* **AIM**: Copy each line below in which the word "that" occurs.

* **SUPPLIED DATA**:
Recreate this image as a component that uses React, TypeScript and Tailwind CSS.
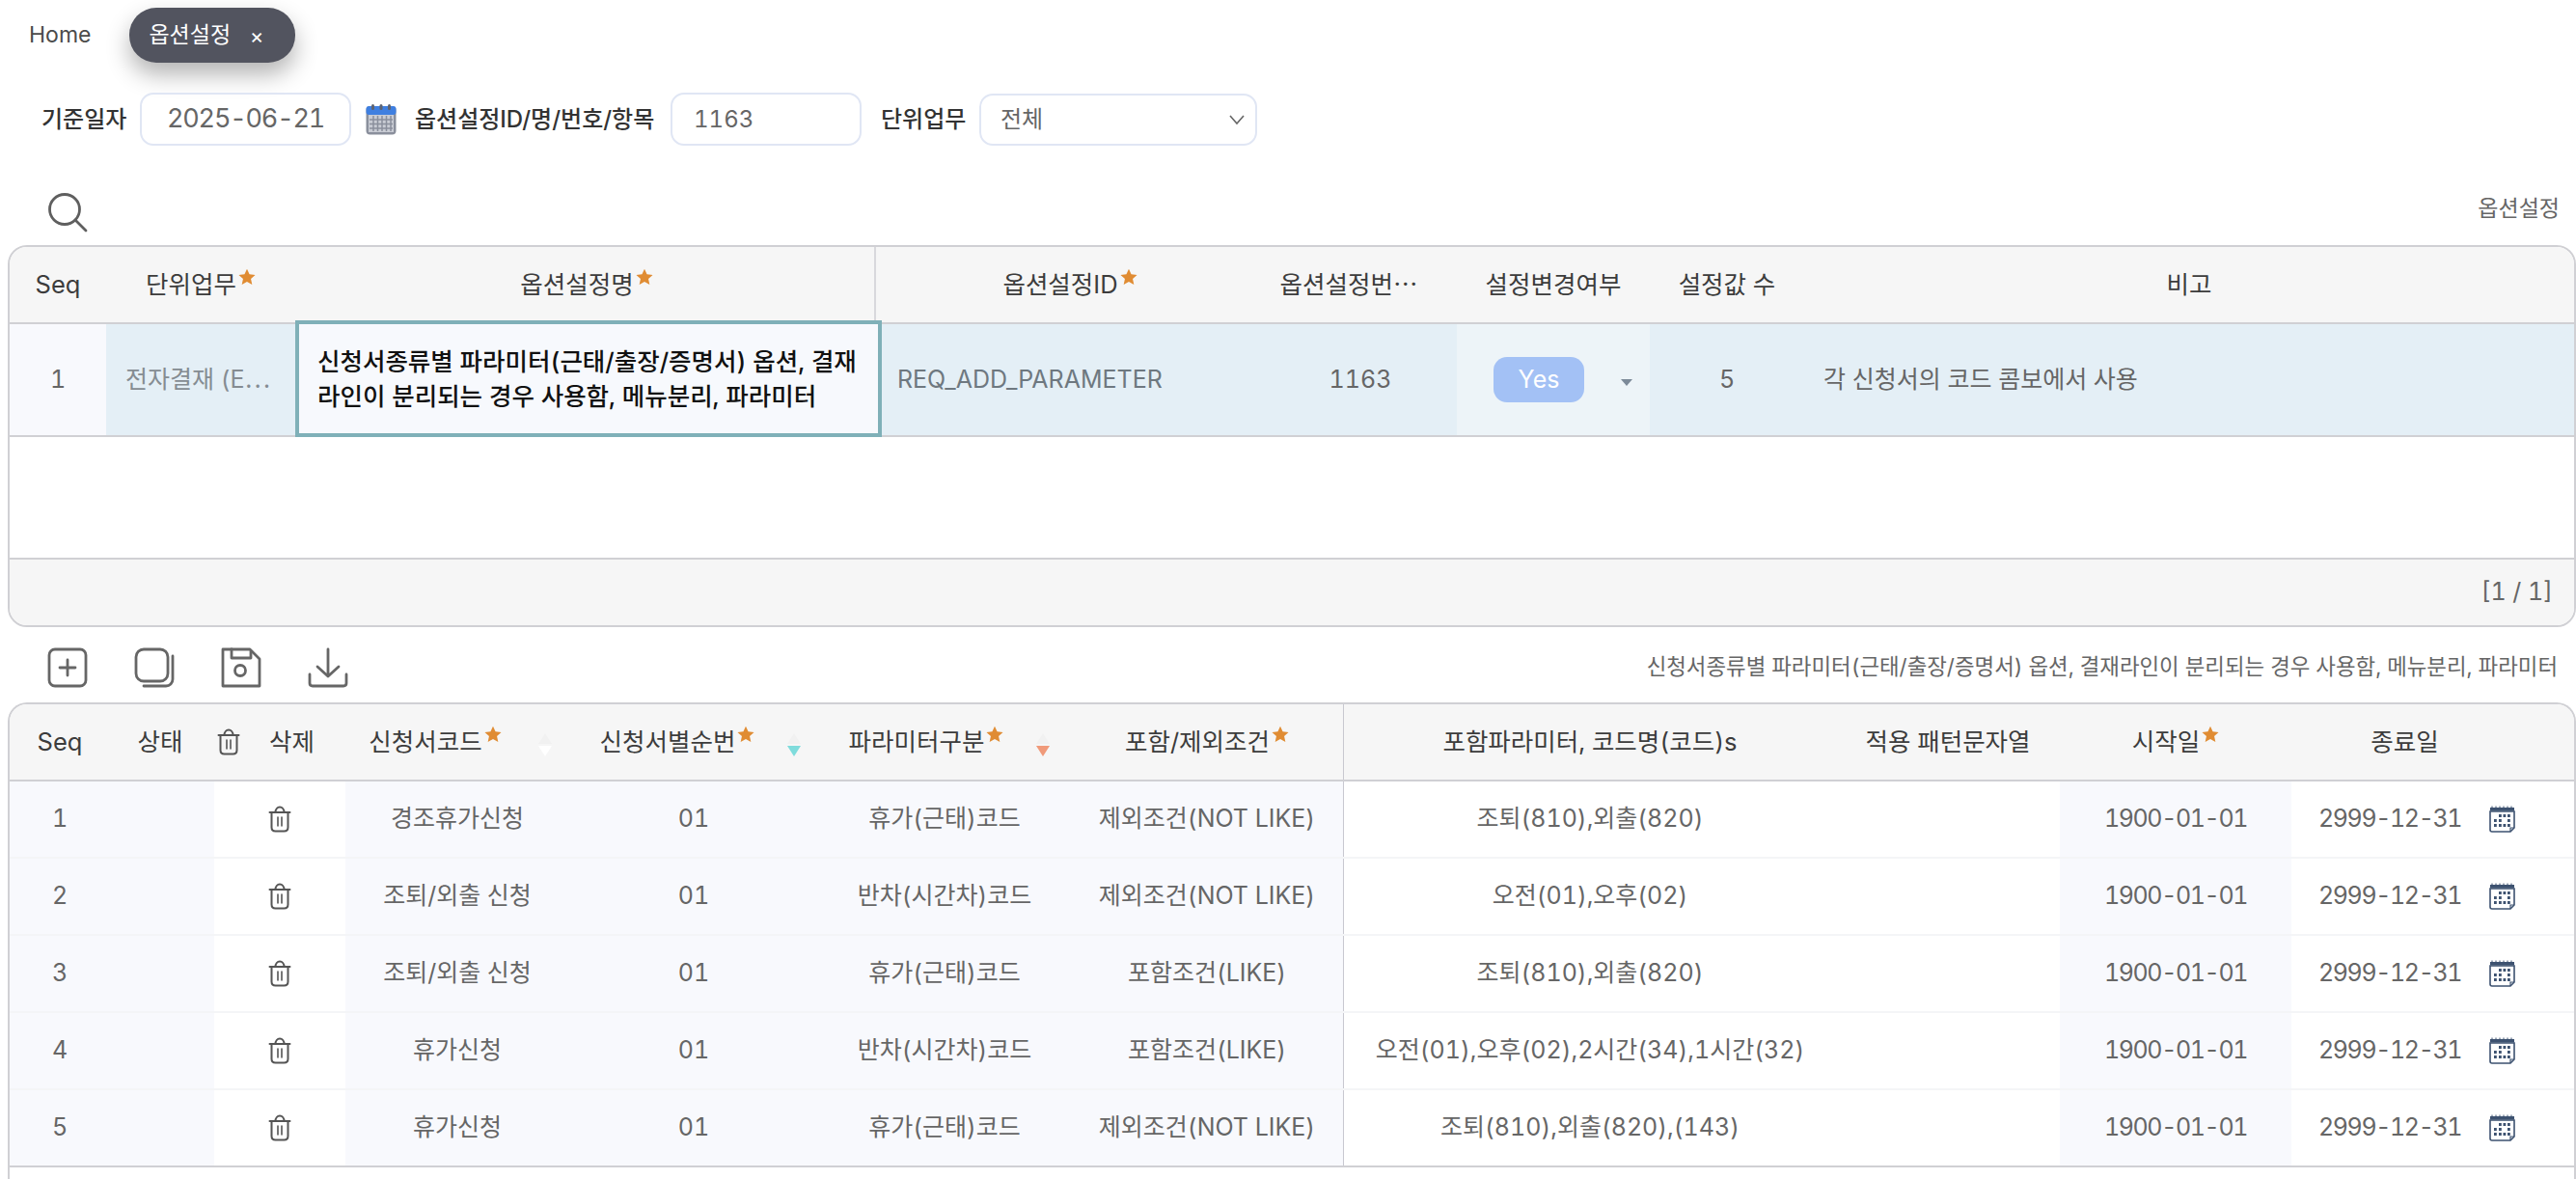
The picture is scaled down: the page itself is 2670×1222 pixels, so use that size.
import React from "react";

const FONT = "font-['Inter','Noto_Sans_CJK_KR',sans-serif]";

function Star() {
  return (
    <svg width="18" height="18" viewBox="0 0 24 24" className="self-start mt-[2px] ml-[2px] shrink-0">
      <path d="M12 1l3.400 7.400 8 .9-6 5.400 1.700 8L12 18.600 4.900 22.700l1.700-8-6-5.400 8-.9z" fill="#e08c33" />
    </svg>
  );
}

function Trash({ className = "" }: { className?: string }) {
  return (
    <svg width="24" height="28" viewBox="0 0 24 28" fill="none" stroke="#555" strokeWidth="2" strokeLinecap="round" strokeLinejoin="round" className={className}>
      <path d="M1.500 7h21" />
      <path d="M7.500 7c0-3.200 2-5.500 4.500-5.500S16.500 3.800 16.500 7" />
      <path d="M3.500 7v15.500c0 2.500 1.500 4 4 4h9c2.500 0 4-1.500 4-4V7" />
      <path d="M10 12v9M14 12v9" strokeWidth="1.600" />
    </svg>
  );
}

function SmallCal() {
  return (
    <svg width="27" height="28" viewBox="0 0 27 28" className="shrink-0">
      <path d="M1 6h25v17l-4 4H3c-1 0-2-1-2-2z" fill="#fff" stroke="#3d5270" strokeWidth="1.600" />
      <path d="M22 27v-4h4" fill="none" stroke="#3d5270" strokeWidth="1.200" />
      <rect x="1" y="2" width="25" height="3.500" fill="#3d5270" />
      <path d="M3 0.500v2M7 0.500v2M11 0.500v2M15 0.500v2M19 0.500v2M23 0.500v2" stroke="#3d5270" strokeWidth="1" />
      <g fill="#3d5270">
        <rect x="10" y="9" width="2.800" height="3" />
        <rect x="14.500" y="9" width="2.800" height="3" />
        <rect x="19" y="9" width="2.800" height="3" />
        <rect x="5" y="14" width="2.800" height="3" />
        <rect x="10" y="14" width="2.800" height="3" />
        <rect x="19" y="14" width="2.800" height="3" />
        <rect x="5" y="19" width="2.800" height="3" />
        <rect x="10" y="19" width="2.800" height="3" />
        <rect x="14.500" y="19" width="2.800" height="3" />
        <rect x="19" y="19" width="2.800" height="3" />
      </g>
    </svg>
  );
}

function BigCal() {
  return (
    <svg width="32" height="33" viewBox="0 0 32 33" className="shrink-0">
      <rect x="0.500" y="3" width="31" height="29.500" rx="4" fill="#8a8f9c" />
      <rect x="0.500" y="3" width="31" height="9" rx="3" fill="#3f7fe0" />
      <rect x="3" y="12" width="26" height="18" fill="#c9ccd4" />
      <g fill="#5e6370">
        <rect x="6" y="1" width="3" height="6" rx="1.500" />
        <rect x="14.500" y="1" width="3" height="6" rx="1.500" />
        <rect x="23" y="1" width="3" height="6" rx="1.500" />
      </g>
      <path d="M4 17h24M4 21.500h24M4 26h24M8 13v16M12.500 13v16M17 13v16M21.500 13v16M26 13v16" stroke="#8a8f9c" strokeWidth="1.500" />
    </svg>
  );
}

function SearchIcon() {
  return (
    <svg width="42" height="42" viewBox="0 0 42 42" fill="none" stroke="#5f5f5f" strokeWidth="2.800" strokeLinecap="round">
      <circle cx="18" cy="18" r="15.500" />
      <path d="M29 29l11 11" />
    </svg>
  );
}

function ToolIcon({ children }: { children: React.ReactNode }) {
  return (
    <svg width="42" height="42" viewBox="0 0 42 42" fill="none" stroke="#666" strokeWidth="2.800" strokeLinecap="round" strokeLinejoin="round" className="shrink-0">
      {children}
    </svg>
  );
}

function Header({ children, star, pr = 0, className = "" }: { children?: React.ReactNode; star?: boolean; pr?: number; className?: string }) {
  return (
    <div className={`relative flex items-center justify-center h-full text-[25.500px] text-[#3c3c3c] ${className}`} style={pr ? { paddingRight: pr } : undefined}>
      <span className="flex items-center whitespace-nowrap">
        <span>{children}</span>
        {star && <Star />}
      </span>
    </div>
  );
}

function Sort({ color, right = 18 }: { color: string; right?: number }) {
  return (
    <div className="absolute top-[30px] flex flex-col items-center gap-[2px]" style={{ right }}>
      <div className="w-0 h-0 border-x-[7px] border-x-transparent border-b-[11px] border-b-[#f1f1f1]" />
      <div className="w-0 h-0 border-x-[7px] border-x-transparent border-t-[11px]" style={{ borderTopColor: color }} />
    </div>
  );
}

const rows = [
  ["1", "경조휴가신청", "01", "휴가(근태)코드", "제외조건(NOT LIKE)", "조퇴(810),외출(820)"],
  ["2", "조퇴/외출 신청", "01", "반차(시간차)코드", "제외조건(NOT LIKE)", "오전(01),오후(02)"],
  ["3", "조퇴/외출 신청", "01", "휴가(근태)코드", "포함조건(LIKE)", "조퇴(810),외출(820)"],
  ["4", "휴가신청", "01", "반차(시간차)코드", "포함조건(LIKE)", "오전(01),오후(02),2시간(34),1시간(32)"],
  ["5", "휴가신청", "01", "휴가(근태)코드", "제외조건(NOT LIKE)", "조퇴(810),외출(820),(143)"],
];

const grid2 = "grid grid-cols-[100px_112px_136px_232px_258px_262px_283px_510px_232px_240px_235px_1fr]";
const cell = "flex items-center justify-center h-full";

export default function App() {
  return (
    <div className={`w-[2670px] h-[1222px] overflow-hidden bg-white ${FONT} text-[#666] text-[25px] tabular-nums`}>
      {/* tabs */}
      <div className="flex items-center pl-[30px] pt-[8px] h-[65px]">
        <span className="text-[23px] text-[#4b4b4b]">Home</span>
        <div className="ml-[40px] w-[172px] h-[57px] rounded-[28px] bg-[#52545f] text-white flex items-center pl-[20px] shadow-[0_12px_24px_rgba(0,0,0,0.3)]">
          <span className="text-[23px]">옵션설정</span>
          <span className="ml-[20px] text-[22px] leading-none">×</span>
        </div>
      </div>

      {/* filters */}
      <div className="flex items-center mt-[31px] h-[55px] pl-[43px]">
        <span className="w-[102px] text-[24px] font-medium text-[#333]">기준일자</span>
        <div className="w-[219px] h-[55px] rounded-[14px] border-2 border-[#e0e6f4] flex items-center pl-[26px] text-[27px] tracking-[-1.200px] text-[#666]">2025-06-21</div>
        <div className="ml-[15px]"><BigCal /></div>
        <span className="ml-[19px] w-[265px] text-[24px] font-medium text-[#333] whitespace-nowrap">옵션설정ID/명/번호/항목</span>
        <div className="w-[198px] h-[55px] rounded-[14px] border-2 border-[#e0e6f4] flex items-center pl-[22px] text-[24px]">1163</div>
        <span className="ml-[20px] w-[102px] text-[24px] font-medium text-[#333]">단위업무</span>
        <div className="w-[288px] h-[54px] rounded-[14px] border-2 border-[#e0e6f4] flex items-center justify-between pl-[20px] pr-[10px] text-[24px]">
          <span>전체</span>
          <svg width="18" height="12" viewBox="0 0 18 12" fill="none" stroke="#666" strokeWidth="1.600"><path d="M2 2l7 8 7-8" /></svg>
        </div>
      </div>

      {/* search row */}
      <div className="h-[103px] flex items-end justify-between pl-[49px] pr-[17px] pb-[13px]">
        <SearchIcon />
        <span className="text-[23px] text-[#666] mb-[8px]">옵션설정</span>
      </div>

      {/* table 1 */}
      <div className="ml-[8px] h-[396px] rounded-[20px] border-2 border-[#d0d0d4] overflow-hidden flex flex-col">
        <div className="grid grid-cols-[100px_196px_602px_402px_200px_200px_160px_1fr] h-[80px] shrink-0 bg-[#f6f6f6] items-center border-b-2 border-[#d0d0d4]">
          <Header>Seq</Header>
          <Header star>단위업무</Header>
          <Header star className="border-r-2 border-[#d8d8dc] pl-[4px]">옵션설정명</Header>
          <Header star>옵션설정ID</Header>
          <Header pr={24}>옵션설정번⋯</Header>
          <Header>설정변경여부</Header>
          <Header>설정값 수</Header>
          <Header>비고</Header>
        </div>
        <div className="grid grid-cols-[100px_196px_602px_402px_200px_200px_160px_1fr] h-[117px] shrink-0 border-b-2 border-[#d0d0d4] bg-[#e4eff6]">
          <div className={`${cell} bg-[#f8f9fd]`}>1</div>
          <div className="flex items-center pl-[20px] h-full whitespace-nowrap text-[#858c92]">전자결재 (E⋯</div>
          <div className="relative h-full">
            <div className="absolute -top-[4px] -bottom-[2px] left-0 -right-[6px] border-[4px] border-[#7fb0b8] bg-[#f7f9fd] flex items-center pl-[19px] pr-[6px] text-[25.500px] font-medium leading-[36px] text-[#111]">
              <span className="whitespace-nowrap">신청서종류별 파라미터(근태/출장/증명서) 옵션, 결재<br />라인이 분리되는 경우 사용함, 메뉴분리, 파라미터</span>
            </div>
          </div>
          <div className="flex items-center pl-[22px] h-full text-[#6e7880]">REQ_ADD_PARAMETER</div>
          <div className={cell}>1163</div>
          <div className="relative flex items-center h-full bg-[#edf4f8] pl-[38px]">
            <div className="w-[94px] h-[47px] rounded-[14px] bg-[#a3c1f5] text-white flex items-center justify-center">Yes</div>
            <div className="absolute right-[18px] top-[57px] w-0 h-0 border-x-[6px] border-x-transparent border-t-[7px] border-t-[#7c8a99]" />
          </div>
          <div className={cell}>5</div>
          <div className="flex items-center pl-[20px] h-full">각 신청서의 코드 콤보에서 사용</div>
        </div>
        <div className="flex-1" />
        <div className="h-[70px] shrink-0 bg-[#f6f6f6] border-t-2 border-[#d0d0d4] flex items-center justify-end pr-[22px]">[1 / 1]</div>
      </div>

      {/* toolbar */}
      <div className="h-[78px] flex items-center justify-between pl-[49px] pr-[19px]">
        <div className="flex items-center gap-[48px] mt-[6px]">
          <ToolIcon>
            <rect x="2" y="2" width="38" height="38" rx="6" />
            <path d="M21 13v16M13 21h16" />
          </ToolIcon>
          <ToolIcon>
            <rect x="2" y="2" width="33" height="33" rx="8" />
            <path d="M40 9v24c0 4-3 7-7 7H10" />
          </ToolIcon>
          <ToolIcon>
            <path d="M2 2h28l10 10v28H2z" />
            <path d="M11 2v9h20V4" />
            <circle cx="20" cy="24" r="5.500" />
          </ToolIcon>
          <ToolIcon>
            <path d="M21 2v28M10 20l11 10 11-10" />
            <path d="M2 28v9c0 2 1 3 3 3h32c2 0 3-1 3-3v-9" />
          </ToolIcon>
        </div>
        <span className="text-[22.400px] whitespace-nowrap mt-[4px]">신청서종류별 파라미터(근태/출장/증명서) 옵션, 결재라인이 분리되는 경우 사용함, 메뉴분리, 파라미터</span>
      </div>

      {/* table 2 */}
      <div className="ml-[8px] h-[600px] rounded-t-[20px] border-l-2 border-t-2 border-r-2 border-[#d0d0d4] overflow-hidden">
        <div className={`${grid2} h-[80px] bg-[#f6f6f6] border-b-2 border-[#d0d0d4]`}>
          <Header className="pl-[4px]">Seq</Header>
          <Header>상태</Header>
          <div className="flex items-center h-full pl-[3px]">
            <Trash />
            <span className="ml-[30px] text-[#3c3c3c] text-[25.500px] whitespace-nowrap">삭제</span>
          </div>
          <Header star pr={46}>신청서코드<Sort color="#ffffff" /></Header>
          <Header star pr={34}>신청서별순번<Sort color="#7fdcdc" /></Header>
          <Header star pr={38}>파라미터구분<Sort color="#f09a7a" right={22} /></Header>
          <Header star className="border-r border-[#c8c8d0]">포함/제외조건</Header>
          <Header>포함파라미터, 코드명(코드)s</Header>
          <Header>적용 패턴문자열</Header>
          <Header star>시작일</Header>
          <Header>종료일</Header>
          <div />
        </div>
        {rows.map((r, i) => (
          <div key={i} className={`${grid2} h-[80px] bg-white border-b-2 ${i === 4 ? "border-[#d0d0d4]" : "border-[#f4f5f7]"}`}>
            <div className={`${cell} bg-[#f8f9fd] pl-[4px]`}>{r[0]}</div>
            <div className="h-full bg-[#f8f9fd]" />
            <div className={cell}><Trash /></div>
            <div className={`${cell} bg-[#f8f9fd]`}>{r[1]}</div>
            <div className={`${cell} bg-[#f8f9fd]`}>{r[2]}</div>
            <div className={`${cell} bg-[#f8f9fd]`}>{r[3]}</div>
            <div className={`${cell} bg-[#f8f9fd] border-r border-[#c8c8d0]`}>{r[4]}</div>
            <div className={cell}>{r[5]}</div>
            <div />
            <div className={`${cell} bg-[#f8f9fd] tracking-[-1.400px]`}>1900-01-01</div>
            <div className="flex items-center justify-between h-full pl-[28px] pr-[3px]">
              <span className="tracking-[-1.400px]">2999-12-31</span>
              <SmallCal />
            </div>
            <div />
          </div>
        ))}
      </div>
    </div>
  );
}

* **ANSWER TO THE TASK**:
Recreate this image as a component that uses React, TypeScript and Tailwind CSS.
The picture is scaled down: the page itself is 2670×1222 pixels, so use that size.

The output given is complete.